When I say writing I do not mean a 400 page novel but texts that exceeds the scope of atomic notes: That can be longer notes or text with the scope or blog texts or essays.

For me that feature is not what ulysses was about but a feature that arrived for the sake of offering an app that is evolving. I have not requested features that turns bear into an app which Stephen King could use to write three novels simultaneously but I summed up features that was requested by other users in another context: typewriter mode and manual ordering of notes were requests in the context of note taking. I added to theses requests only the comment that there are also useful for long form writing. Just the goal tracker was - as far as I can overview this forum - my idea. But do you think that a goal tracker would change bears face?
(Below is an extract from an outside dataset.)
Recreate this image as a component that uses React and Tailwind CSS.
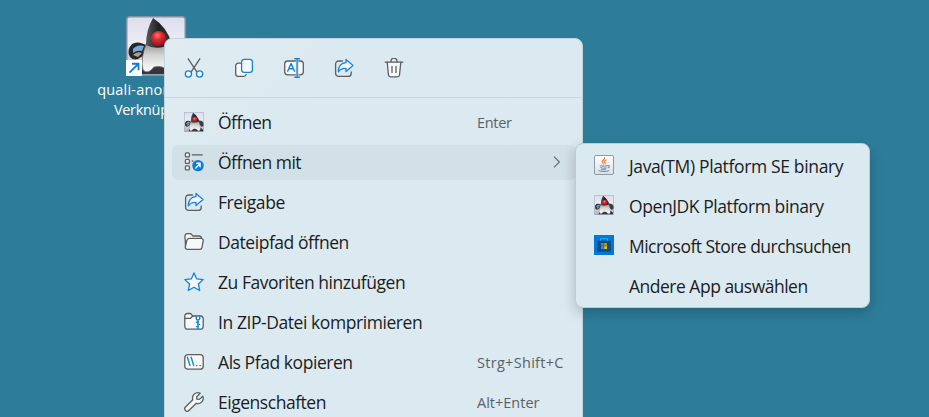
import React from "react";

const GREY = "#5c5e60";
const BLUE = "#1683d8";
const PAPER = "#f6f8fa";

function Icon({ children, className = "" }) {
  return (
    <svg
      viewBox="0 0 20 20"
      fill="none"
      strokeWidth="1.3"
      strokeLinecap="round"
      strokeLinejoin="round"
      className={`h-5 w-5 shrink-0 ${className}`}
    >
      {children}
    </svg>
  );
}

function Duke({ id, className }) {
  return (
    <svg viewBox="0 0 60 60" className={className}>
      <defs>
        <linearGradient id={`${id}-bg`} x1="0" y1="0" x2="0" y2="1">
          <stop offset="0" stopColor="#dcdeec" />
          <stop offset="0.5" stopColor="#eeeef6" />
          <stop offset="1" stopColor="#a9adc0" />
        </linearGradient>
        <linearGradient id={`${id}-body`} x1="0" y1="0" x2="0" y2="1">
          <stop offset="0" stopColor="#858585" />
          <stop offset="0.45" stopColor="#d4d4d4" />
          <stop offset="1" stopColor="#ffffff" />
        </linearGradient>
        <linearGradient id={`${id}-hat`} x1="0" y1="0" x2="1" y2="0">
          <stop offset="0" stopColor="#5a5a5a" />
          <stop offset="0.5" stopColor="#1f1f21" />
          <stop offset="1" stopColor="#3a3a3c" />
        </linearGradient>
        <radialGradient id={`${id}-nose`} cx="0.42" cy="0.3" r="0.7">
          <stop offset="0" stopColor="#f77" />
          <stop offset="0.4" stopColor="#df2a30" />
          <stop offset="1" stopColor="#941319" />
        </radialGradient>
      </defs>
      <rect x="0.75" y="0.75" width="58.5" height="58.5" rx="3" fill={`url(#${id}-bg)`} stroke="#8590a3" strokeWidth="1.5" />
      <path d="M14 56 Q18 46 24 48 L46 47 Q55 48 57 53 L57 58 L14 58Z" fill="#34363c" />
      <path d="M22 30 Q12 24 6 28 Q0 34 4 41 Q9 46 15 41 Q19 40 22 37Z" fill="#24272c" />
      <path d="M7 33 Q11 28 18 30 L16 35 Q11 34 7 37Z" fill="#77a9dc" />
      <path d="M7 39 Q11 35 16 37 L12 41Z" fill="#b89d80" />
      <path d="M42 26 Q57 24 59 36 Q59 46 52 44 Q48 38 42 37Z" fill="#3b3f45" />
      <path d="M21 26 Q14 42 17 54 Q22 59 28 51 Q38 49 42 56 Q50 58 49 47 Q47 34 43 25Z" fill={`url(#${id}-body)`} stroke="#62646a" strokeWidth="0.8" />
      <path d="M27 2 Q20 14 20 29 Q31 35 46 28 Q41 11 27 2Z" fill={`url(#${id}-hat)`} />
      <circle cx="32.6" cy="22.6" r="7.6" fill={`url(#${id}-nose)`} />
    </svg>
  );
}

function ShareIcon() {
  return (
    <Icon>
      <path d="M8.5 3H4.6A3 3 0 0 0 1.6 6v9.4a3 3 0 0 0 3 3h9.6a3 3 0 0 0 3-3V14" stroke={GREY} />
      <path d="M12 1.5 19 7.6 12 13.6V10.3C8.4 10.1 6 11.3 4.3 13.8 4.5 8.2 7.3 5 12 4.7Z" fill={PAPER} stroke={BLUE} />
    </Icon>
  );
}

function CutIcon() {
  return (
    <Icon>
      <path d="M4.2 .8 13 14.2M15.8 .8 7 14.2" stroke={GREY} />
      <circle cx="4.4" cy="16" r="3.1" fill={PAPER} stroke={BLUE} />
      <circle cx="15.6" cy="16" r="3.1" fill={PAPER} stroke={BLUE} />
    </Icon>
  );
}

function CopyIcon() {
  return (
    <Icon>
      <path d="M6.5 5.2H4.3A2.6 2.6 0 0 0 1.7 7.8v7.9a2.6 2.6 0 0 0 2.6 2.6h5.6a2.6 2.6 0 0 0 2.2-1.7" fill={PAPER} stroke={GREY} />
      <rect x="7.6" y="1.3" width="10.8" height="13" rx="2.6" fill={PAPER} stroke={BLUE} />
    </Icon>
  );
}

function RenameIcon() {
  return (
    <Icon>
      <path d="M11.4 3H3.6A3 3 0 0 0 .7 6v7.8a3 3 0 0 0 2.9 3h7.8M14.8 3h1.6a3 3 0 0 1 2.9 3v7.8a3 3 0 0 1-2.9 3h-1.6" fill={PAPER} stroke={GREY} />
      <path d="m3.7 13.2 3.2-7.5h.4l3.2 7.5M4.9 10.8h4.4M10.8 .7h4.6M10.8 19.2h4.6M13.1 .7v18.5" stroke={BLUE} strokeWidth="1.4" />
    </Icon>
  );
}

function TrashIcon() {
  return (
    <Icon>
      <path d="M3.2 4.2 4.5 17a2 2 0 0 0 2 1.8h7a2 2 0 0 0 2-1.8l1.3-12.8" fill={PAPER} stroke={GREY} />
      <path d="M1.3 4.2h17.4M7 4V3.2a3 3 0 0 1 6 0V4M8 8.4v6M12 8.4v6" stroke={GREY} />
    </Icon>
  );
}

function OpenWithIcon() {
  return (
    <Icon>
      <g stroke={GREY} fill={PAPER}>
        <rect x="1.4" y=".9" width="4" height="4" rx="1" />
        <rect x="1.4" y="7.4" width="4" height="4" rx="1" />
        <rect x="1.4" y="13.9" width="4" height="4" rx="1" />
        <path d="M8.3 2.8h10M8.3 9h.4" />
      </g>
      <circle cx="14" cy="13.6" r="5.7" fill="#0f7dd6" />
      <path d="m11.8 15.9 4.2-4.4M12.8 11.3h3.3v3.4" stroke="#fff" strokeWidth="1.4" />
    </Icon>
  );
}

function FolderIcon() {
  return (
    <Icon>
      <path d="M1.6 15.5 1 5V4a2.4 2.4 0 0 1 2.4-2.4h3L9 4h6a2.4 2.4 0 0 1 2.4 2.2" fill={PAPER} stroke={GREY} />
      <path d="M5.3 6.4h11.9a2 2 0 0 1 2 2.3l-1.2 6.7a2.4 2.4 0 0 1-2.4 2H3.2a2 2 0 0 1-1.9-2.3L2.8 8.5a2.6 2.6 0 0 1 2.5-2.1Z" fill={PAPER} stroke={GREY} />
    </Icon>
  );
}

function StarIcon() {
  return (
    <Icon>
      <path d="m10 .9 2.7 6 6.5.7-4.8 4.4 1.3 6.5L10 15.2l-5.7 3.3L5.6 12 .8 7.6l6.5-.7Z" fill={PAPER} stroke={BLUE} />
    </Icon>
  );
}

function ZipIcon() {
  return (
    <Icon>
      <path d="M.8 4.2A2.6 2.6 0 0 1 3.4 1.5h3.1L8.8 4h7.8a2.6 2.6 0 0 1 2.6 2.6v8a2.6 2.6 0 0 1-2.6 2.6H3.4a2.6 2.6 0 0 1-2.6-2.6Z" fill={PAPER} stroke={GREY} />
      <path d="M.8 6.3h5.7L8.8 4" stroke={GREY} />
      <path d="M12.3 4v2.4a1.7 1.7 0 0 0 3.4 0V4M14 8v9" stroke={BLUE} strokeWidth="1.4" />
      <path d="M12.4 10.2H14M14 12.4h1.6M12.4 14.6H14" stroke={BLUE} strokeWidth="1.4" />
    </Icon>
  );
}

function PathIcon() {
  return (
    <Icon>
      <rect x=".8" y="2.6" width="18.4" height="14.6" rx="3" fill={PAPER} stroke={GREY} />
      <path d="m3.4 5.2 2.5 8.2M7.2 5.2l2.5 8.2M12.4 13.6h.5M15.9 13.6h.5" stroke={BLUE} strokeWidth="1.4" />
    </Icon>
  );
}

function WrenchIcon() {
  return (
    <Icon>
      <path d="M16.2 1.3a5.3 5.3 0 0 0-7.4 6.4L1.5 15a2.4 2.4 0 0 0 3.4 3.5l7.4-7.2a5.3 5.3 0 0 0 6.5-7.1L15.4 7.4l-2.6-.2-.1-2.5Z" fill={PAPER} stroke={GREY} />
    </Icon>
  );
}

function JavaIcon() {
  return (
    <svg viewBox="0 0 20 20" fill="none" className="h-5 w-5 shrink-0">
      <defs>
        <linearGradient id="java-bg" x1="0" y1="0" x2="0" y2="1">
          <stop offset="0" stopColor="#fff" />
          <stop offset="1" stopColor="#dcdfe2" />
        </linearGradient>
      </defs>
      <rect x=".5" y=".5" width="19" height="19" rx="1.5" fill="url(#java-bg)" stroke="#8b9aaa" />
      <path d="M10.5 2.2C11.8 4.6 7 5.3 8.2 7.3L9.5 9.2M12.3 4.8c-2.3 1.2-2.2 2-.9 3.3L10.7 9.2" stroke="#e8792d" strokeWidth="1.1" />
      <path d="M5.8 10.4c2 .8 5.6.7 7.8.1M6.4 12.6c2 .7 4.6.7 6.4.1M13.6 10.7c2.5-.5 2.2 1.8.2 2.3M4.6 15.5c2.8 1.3 8.2 1.2 10.5 0M7 14.4c1.6.5 3.6.5 5 0" stroke="#7393b0" strokeWidth="1.1" />
    </svg>
  );
}

function StoreIcon() {
  return (
    <svg viewBox="0 0 20 20" className="h-5 w-5 shrink-0">
      <path fill="#0078d7" d="M0 0h20v20H0z" />
      <path d="M6.5 6V3.7h7V6" fill="none" stroke="#25b4f0" strokeWidth="1" />
      <path d="M3 5.8h14v9.4a1.6 1.6 0 0 1-1.6 1.6H4.6A1.6 1.6 0 0 1 3 15.2Z" fill="#124b83" />
      <path fill="#f25022" d="M7 8h2.8v2.8H7z" />
      <path fill="#7fba00" d="M10.2 8H13v2.8h-2.8z" />
      <path fill="#00a4ef" d="M7 11.2h2.8V14H7z" />
      <path fill="#ffb900" d="M10.2 11.2H13V14h-2.8z" />
    </svg>
  );
}

const toolbar = [CutIcon, CopyIcon, RenameIcon, ShareIcon, TrashIcon];

const items = [
  { icon: <Duke id="open" className="h-5 w-5 shrink-0" />, label: "Öffnen", track: "tracking-[-0.55px]", hint: "Enter", hintTrack: "tracking-[-0.3px]" },
  { icon: <OpenWithIcon />, label: "Öffnen mit", track: "tracking-[-0.5px]", active: true },
  { icon: <ShareIcon />, label: "Freigabe", track: "tracking-[-0.42px]" },
  { icon: <FolderIcon />, label: "Dateipfad öffnen", track: "tracking-[-0.45px]" },
  { icon: <StarIcon />, label: "Zu Favoriten hinzufügen", track: "tracking-[-0.46px]" },
  { icon: <ZipIcon />, label: "In ZIP-Datei komprimieren", track: "tracking-[-0.43px]" },
  { icon: <PathIcon />, label: "Als Pfad kopieren", track: "tracking-[-0.44px]", hint: "Strg+Shift+C", hintTrack: "tracking-[0.3px]" },
  { icon: <WrenchIcon />, label: "Eigenschaften", track: "tracking-[-0.47px]", hint: "Alt+Enter", hintTrack: "tracking-[0px]" },
];

const apps = [
  { icon: <JavaIcon />, label: "Java(TM) Platform SE binary", track: "tracking-[-0.35px]" },
  { icon: <Duke id="jdk" className="h-5 w-5 shrink-0" />, label: "OpenJDK Platform binary", track: "tracking-[-0.42px]" },
  { icon: <StoreIcon />, label: "Microsoft Store durchsuchen", track: "tracking-[-0.53px]" },
  { icon: <span className="h-5 w-5 shrink-0" />, label: "Andere App auswählen", track: "tracking-[-0.5px]" },
];

function DesktopShortcut() {
  return (
    <div className="absolute left-[96px] top-4 flex w-[120px] flex-col items-center">
      <div className="relative h-[60px] w-[60px]">
        <Duke id="desktop" className="h-full w-full" />
        <svg viewBox="0 0 16 16" className="absolute bottom-0 left-0 h-4 w-4">
          <path fill="#fff" d="M0 0h16v16H0z" />
          <path d="M3.5 12.7 12 4.2M6 3.7h6.5v6.5" fill="none" stroke="#147dcf" strokeWidth="1.9" />
        </svg>
      </div>
      <div className="mt-1 whitespace-nowrap text-center text-[14.5px] leading-5 text-white">
        <div className="tracking-[0.2px]">quali-anonym.jar</div>
        <div className="tracking-[-0.3px]">Verknüpfung</div>
      </div>
    </div>
  );
}

function ContextMenu() {
  return (
    <div className="absolute left-[164px] top-[38px] h-[400px] w-[419px] rounded-lg border border-[#c3d3da] bg-[#dbe9f0] bg-linear-to-br from-[#e0ecf1] to-[#dbe9f0] to-25%">
      <div className="flex h-[59px] items-center gap-[30px] border-b border-[#c8d7de] pl-[19px]">
        {toolbar.map((Glyph, i) => (
          <Glyph key={i} />
        ))}
      </div>
      <div className="flex flex-col pl-[7px] pt-[4px]">
        {items.map((item) => (
          <div key={item.label} className="flex h-10 items-center">
            <div className={`flex h-[35px] w-[404px] items-center rounded-md pl-3 ${item.active ? "bg-[#d2e0e7]" : ""}`}>
              {item.icon}
              <span className={`ml-3.5 w-[259px] whitespace-nowrap text-[17.5px] leading-6 ${item.track}`}>{item.label}</span>
              {item.hint && (
                <span className={`whitespace-nowrap pt-0.5 text-[14.5px] text-[#5a6266] ${item.hintTrack}`}>{item.hint}</span>
              )}
              {item.active && (
                <svg viewBox="0 0 8 12" className="ml-[76px] h-3 w-2" fill="none" stroke="#60686e" strokeWidth="1.1">
                  <path d="m1 .7 5.4 5.3L1 11.3" />
                </svg>
              )}
            </div>
          </div>
        ))}
      </div>
    </div>
  );
}

function OpenWithMenu() {
  return (
    <div className="absolute left-[575px] top-[143px] flex h-[165px] w-[295px] flex-col rounded-lg border border-[#b9cdd5] bg-[#dbe9f0] pl-[18px] pt-px shadow-[0_5px_14px_rgba(0,0,0,0.2)]">
      {apps.map((app) => (
        <div key={app.label} className="flex h-10 shrink-0 items-center">
          {app.icon}
          <span className={`ml-[15px] whitespace-nowrap pt-0.5 text-[17.5px] leading-6 ${app.track}`}>{app.label}</span>
        </div>
      ))}
    </div>
  );
}

export default function App() {
  return (
    <div className="relative h-[417px] w-[929px] overflow-hidden bg-[#2d7d9a] font-['Open_Sans','Noto_Sans',sans-serif] text-[#1b1d1e]">
      <DesktopShortcut />
      <ContextMenu />
      <OpenWithMenu />
    </div>
  );
}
I am not a professional writer or have a blog. Writing is my way to keep my thoughts to special topics noted. It is just that I am not a friend of atomic notes. I believe if I connect related thoughts to a special topic in form of a longer text that this is better way of pkm than linking atomic notes together. I will give you an example: the discussion in psychology if human behavior is influenced by genes or environment. I a text of approximately 8 pages all the arguments and counter-arguments from different points of views are written down. This is a text that is growing if I read something that can be added to that text. This text or parts of it also functions also as building block for creation of even longer texts or essays. To sum it up: writing is a kind of thinking and noting.

For me bear is indeed so far the best app that combines note-taking, pkm and writing. That is the reason I would never go back to ulysses. Another reason is that the core experience of writing is a much greater pleasure in bear than it is in ulysses

One additional comment:

For sure there is a hierarchy of those three requests in regard of importance. While a goal tracker at least for me is more of a nice-to-have the typewriter mode is related to the core experience of writing and therefore more important. Actually - as the statistics are displayed in bear - you can control your goals on that level.